A couple of weeks ago Dan and Paul from Field and Spiel magazines dropped in to say hello. I’ve been massively impressed by the way they’ve launched a proper national magazine going out to 50,000 football fans at Premiership grounds up and down the country every week, so I took the opportunity to interview them about how they’ve made it happen.

It turns out the secret to their success is dogged determination, a healthy amount of scepticism and an unhealthy amount of Creme Eggs. Unfortunately the noise in the bar we were sitting in made it hard to work out who actually said what, so the following interview mashes both of their responses together into one Liverpudlian football-loving hybrid…

So how did the first few issues go? Was Field received well?
The fanzine sellers weren’t happy at first, but that’s starting to calm down now. Maybe they thought we were trying to be like an ultimate fanzine but that’s not what we’re doing – theirs is club-specific content but we’re trying to be more like a football paper for the whole country. I think they’re starting to realise that what we’re doing isn’t affecting what they’re doing, so it’s all getting better now.

We’re getting more people coming back too – that’s quite nice. We’ve done some of the distribution ourselves – partly to make sure what we’re asking people to do in terms of handing copies out is realistic, and partly to get feedback from the people who are actually reading it. I had someone cross the street the other day to come and get it, and we didn’t have that at the start!

At the beginning there was a real pack mentality to handing them out. At City of Manchester Stadium there’s a lot of traffic lights and if you can get the first person who comes past in that surge from the traffic lights to take a copy, everyone will want one. So that would be dead important – it didn’t matter who the first person was, you just had to make sure they got one, so you’d be staring them out across the road at the traffic lights and they’d be like, ‘I don’t know what he’s giving out but I’ll just take one! He’s been staring at me for like two minutes!’

Aside from staring out fans, what have you been most surprised by so far?
We haven’t lost all out money yet.

So you’ve sold some advertising then?
Yeah, the last issue did really well. Three of our adverts in that issue came from people calling us because they’d seen the magazine. They all paid decent rates as well – the issue wasn’t far off breaking even, and when we started we forecast that we’d be breaking even by around Christmas.

You’re five issues in and nearly breaking even? That’s brilliant.
We were taking phone calls from advertisers and just thinking, ‘is this what it’s like on Metro?’ Mind you, it might have happened sooner – on the contact page on the website we typed our email address wrong, so instead of saying ‘info@’ it said ‘inf@’. It was only when we changed that we started getting advertising enquiries, so we were like, ‘oh no, what have we missed?’

Maybe you accidentally set up this image of yourselves as being too busy and important to get back to advertisers – you’ve created a demand! I think it’s amazing what you’re achieving with it.
Well we’ve kept it simple – it’s a football magazine given away to football fans. It took us six months longer than planned to get it out though. There was more red tape than we expected – when you plan it in your head it’s always really simple but then you do it and problems crop up, but you’ve just got to keep on going until you’ve solved most of them.

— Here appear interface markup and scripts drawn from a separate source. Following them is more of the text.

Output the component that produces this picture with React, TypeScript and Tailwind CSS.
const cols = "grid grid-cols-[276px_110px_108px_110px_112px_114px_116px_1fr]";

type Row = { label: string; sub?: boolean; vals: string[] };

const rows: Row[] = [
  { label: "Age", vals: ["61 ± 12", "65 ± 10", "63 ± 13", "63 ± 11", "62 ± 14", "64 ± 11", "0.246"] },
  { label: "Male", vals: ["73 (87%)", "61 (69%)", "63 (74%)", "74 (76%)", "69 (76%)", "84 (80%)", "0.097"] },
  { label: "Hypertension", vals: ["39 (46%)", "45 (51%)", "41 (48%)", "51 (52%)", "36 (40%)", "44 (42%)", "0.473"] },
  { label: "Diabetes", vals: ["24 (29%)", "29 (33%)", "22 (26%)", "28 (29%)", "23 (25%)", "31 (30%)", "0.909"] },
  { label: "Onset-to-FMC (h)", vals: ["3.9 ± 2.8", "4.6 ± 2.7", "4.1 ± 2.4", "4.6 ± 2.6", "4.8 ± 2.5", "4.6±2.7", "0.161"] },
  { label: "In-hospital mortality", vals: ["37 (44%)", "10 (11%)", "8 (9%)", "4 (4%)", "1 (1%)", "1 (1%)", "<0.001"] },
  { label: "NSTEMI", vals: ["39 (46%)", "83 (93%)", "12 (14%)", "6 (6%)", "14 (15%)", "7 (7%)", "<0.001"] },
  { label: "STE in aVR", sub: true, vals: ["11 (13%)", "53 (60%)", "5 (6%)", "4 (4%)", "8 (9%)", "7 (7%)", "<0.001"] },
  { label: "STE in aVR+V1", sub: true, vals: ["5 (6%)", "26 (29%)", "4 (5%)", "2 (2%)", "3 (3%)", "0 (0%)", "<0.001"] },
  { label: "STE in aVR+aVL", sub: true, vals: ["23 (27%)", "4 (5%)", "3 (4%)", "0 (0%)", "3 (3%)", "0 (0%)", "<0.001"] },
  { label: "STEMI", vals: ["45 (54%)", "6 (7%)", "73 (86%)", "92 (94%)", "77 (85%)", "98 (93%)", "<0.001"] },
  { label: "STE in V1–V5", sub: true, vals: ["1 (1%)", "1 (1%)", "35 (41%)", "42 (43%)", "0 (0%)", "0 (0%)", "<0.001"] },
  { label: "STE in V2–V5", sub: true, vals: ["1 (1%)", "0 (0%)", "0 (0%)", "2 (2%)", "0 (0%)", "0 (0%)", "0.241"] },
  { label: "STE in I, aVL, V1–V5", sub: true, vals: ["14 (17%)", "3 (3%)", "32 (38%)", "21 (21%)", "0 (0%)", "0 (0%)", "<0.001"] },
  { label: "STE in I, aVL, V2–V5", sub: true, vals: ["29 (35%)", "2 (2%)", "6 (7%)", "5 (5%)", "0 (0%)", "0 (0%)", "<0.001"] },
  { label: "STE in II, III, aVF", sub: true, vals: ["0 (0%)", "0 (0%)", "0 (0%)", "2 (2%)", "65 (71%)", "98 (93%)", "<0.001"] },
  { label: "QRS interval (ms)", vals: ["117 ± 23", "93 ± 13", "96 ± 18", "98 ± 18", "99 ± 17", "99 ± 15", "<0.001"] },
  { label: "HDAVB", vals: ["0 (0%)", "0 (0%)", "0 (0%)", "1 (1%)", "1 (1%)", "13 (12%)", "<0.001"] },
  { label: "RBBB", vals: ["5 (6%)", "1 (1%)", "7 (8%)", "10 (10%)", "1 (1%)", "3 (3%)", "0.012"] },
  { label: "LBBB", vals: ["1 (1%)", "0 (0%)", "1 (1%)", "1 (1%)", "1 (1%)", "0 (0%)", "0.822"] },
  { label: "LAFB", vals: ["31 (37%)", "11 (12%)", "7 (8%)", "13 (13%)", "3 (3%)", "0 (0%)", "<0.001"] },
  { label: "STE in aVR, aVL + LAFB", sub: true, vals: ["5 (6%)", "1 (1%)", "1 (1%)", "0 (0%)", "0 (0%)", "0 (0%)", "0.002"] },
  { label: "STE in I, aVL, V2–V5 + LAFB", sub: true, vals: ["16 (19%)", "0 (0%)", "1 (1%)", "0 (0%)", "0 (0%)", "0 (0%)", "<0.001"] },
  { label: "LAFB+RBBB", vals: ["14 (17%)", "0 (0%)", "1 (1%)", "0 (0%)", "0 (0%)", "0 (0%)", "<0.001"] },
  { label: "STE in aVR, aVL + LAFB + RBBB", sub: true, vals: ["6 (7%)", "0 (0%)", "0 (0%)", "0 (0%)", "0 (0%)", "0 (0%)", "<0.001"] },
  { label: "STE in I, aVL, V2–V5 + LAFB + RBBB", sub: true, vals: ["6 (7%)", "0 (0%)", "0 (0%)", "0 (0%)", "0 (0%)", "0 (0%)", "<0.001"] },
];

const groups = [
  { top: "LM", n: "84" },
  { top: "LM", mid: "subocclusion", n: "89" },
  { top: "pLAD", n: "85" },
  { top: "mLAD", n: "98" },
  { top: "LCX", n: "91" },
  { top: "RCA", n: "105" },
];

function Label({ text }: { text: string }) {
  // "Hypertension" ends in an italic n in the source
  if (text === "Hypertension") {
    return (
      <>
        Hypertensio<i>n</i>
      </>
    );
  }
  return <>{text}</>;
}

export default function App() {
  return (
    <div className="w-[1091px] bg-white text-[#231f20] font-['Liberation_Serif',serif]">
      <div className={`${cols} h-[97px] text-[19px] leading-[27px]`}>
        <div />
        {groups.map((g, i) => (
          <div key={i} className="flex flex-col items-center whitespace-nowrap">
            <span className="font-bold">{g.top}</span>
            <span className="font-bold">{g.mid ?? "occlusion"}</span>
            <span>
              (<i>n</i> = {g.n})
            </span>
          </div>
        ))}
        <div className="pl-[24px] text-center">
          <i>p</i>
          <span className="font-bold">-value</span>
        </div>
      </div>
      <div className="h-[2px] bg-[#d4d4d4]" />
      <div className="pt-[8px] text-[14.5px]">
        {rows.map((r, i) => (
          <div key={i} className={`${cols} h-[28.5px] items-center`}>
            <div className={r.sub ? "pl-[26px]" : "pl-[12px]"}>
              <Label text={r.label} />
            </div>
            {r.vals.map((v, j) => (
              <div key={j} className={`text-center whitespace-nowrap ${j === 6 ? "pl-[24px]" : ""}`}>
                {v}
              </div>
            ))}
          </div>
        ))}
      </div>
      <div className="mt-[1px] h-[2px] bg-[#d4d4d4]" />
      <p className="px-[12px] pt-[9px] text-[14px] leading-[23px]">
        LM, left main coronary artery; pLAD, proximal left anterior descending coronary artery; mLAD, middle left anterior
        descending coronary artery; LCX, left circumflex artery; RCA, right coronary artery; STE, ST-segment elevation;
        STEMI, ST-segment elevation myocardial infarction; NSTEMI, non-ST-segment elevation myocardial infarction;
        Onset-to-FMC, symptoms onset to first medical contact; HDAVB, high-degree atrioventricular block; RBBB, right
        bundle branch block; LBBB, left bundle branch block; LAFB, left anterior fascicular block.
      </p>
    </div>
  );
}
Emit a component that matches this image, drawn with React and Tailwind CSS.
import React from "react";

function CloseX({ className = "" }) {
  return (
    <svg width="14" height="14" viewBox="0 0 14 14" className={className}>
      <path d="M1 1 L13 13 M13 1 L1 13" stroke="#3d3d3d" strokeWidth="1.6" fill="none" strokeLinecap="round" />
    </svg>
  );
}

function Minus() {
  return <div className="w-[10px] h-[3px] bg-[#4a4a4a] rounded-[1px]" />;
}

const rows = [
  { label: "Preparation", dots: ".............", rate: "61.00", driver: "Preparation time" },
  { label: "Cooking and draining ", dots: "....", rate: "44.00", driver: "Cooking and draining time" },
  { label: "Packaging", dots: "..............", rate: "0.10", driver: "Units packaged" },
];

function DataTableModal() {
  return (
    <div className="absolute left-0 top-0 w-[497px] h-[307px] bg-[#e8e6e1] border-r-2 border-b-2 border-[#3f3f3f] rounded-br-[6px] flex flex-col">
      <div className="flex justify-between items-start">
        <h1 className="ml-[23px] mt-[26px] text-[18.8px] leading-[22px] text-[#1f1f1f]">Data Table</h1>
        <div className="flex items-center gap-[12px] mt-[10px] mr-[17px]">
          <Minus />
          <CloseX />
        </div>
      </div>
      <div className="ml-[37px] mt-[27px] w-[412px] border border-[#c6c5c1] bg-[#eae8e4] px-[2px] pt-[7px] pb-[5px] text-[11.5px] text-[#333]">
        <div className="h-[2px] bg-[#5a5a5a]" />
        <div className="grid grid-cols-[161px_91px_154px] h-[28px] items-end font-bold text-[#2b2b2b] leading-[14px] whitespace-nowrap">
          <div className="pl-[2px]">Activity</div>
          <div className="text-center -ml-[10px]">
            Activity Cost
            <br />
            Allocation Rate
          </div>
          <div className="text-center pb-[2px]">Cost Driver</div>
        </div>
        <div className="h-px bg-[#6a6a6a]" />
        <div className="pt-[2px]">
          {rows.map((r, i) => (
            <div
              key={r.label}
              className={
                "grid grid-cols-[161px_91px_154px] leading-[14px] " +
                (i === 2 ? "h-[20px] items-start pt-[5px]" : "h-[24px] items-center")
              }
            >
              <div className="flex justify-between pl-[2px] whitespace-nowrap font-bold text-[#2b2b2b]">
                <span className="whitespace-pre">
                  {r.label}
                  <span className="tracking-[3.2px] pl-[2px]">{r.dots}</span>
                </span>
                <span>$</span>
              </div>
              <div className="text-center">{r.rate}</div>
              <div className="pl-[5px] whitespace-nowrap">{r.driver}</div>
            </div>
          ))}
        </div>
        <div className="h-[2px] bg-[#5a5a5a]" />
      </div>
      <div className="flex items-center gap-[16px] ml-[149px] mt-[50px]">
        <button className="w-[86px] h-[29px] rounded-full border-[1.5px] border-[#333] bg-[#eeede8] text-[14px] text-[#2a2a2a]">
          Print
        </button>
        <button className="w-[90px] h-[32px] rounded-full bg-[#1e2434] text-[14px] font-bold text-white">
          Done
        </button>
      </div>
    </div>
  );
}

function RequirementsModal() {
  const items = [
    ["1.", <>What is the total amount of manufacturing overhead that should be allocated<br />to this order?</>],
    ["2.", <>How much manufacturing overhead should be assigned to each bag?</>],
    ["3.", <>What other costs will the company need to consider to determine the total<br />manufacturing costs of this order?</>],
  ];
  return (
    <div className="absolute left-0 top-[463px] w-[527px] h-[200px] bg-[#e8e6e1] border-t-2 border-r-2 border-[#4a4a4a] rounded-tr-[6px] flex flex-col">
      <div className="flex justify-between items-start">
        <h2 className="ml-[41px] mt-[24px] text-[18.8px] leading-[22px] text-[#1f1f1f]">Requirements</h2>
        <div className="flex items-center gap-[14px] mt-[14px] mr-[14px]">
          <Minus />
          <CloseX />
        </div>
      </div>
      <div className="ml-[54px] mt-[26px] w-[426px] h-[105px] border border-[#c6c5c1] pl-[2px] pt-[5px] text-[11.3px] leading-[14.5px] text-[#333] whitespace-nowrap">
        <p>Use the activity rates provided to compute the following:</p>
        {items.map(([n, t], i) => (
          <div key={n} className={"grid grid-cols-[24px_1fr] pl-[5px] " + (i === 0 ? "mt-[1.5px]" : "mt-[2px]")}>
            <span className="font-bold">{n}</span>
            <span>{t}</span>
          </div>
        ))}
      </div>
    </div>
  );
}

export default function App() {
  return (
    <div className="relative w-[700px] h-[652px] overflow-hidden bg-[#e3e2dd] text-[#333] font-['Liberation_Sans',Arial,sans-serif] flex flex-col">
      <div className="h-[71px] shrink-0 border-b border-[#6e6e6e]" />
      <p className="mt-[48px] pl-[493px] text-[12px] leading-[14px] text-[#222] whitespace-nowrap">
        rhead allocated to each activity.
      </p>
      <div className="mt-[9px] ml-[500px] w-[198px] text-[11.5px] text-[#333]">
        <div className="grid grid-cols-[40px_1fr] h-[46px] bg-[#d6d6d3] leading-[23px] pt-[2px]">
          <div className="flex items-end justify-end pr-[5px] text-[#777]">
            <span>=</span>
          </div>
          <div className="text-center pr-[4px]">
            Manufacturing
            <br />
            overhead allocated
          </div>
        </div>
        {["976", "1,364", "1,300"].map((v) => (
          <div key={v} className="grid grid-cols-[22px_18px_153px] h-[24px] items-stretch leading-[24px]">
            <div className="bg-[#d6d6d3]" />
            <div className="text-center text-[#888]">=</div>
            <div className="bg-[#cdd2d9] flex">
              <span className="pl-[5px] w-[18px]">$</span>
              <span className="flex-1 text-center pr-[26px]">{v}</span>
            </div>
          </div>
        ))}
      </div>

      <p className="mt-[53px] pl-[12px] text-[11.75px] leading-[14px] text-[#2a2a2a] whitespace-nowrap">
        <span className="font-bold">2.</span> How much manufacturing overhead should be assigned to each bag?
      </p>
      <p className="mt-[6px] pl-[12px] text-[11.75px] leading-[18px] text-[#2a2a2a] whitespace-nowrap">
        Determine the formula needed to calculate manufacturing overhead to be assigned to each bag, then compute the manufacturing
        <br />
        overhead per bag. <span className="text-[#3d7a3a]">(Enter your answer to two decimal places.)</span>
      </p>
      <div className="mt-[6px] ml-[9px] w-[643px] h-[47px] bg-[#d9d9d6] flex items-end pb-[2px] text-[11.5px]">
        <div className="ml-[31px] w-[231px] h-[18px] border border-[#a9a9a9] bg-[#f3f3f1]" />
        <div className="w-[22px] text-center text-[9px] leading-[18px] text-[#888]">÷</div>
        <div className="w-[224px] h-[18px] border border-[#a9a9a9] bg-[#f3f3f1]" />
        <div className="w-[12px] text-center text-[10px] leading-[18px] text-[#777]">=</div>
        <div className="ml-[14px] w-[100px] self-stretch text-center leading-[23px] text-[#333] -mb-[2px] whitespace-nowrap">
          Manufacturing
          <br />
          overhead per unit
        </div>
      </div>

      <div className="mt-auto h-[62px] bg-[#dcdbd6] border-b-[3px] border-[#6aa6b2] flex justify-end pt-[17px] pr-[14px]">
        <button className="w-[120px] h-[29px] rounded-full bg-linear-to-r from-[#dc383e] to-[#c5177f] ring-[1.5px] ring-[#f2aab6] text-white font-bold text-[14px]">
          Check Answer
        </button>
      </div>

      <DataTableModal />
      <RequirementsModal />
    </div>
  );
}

Week one distribution was absolutely disastrous. We still got a good number out, but it was really hard work. We were still testing the companies to work with – outside White City tube station for QPR the distributors were outside the front with all the stacks of mags thrown into piles and they were just lounging around having a smoke. I saw that and thought, ‘oh no, you’re getting paid to stand there and do that, and I’m the one paying you.’ I could see money going up in every puff of smoke and every sip of coffee from the Shell garage. The problem is that when you get the license from the council you have to specify who’s going to be distributing, so it’s not like I could go over and start handing mags out. So I was just watching people going to the match and the magazines sitting there.

So did you go and have a word?
You ring the head of the team and get them to sort it out. We’ve checked on all our distributors at least twice and if you see them doing it twice okay that tends to mean they’re alright. So you carry on working with the ones that are good and you find alternatives for the crap ones.

It’s hard work though – we did it for five weeks, working through the week and then travelling to games on weekends, and I don’t think we could do it again. You get knackered. There was a point during Easter when I was running off four Creme Eggs a day. Every time I got hungry I’d just pop in another Creme Egg – I was a wreck! So we’re going to make sure next season we don’t go working weekends – you need a bit of time to recover.

What about Spiel? Are you going to make another issue?
Definitely, yeah. We’re thinking we’ll keep it free, but we’ll distribute it in just a few select shops and make it into a pack that could be sold on our site. So we’ll still have the free element, but we’re not going to do as many – it gets to the point where you see them just thrown on the floor and we don’t want to see that. Also for the next one we’re going to get somebody in to art direct the whole thing, which we’ve never had before. So we want to be very particular about how we distribute it.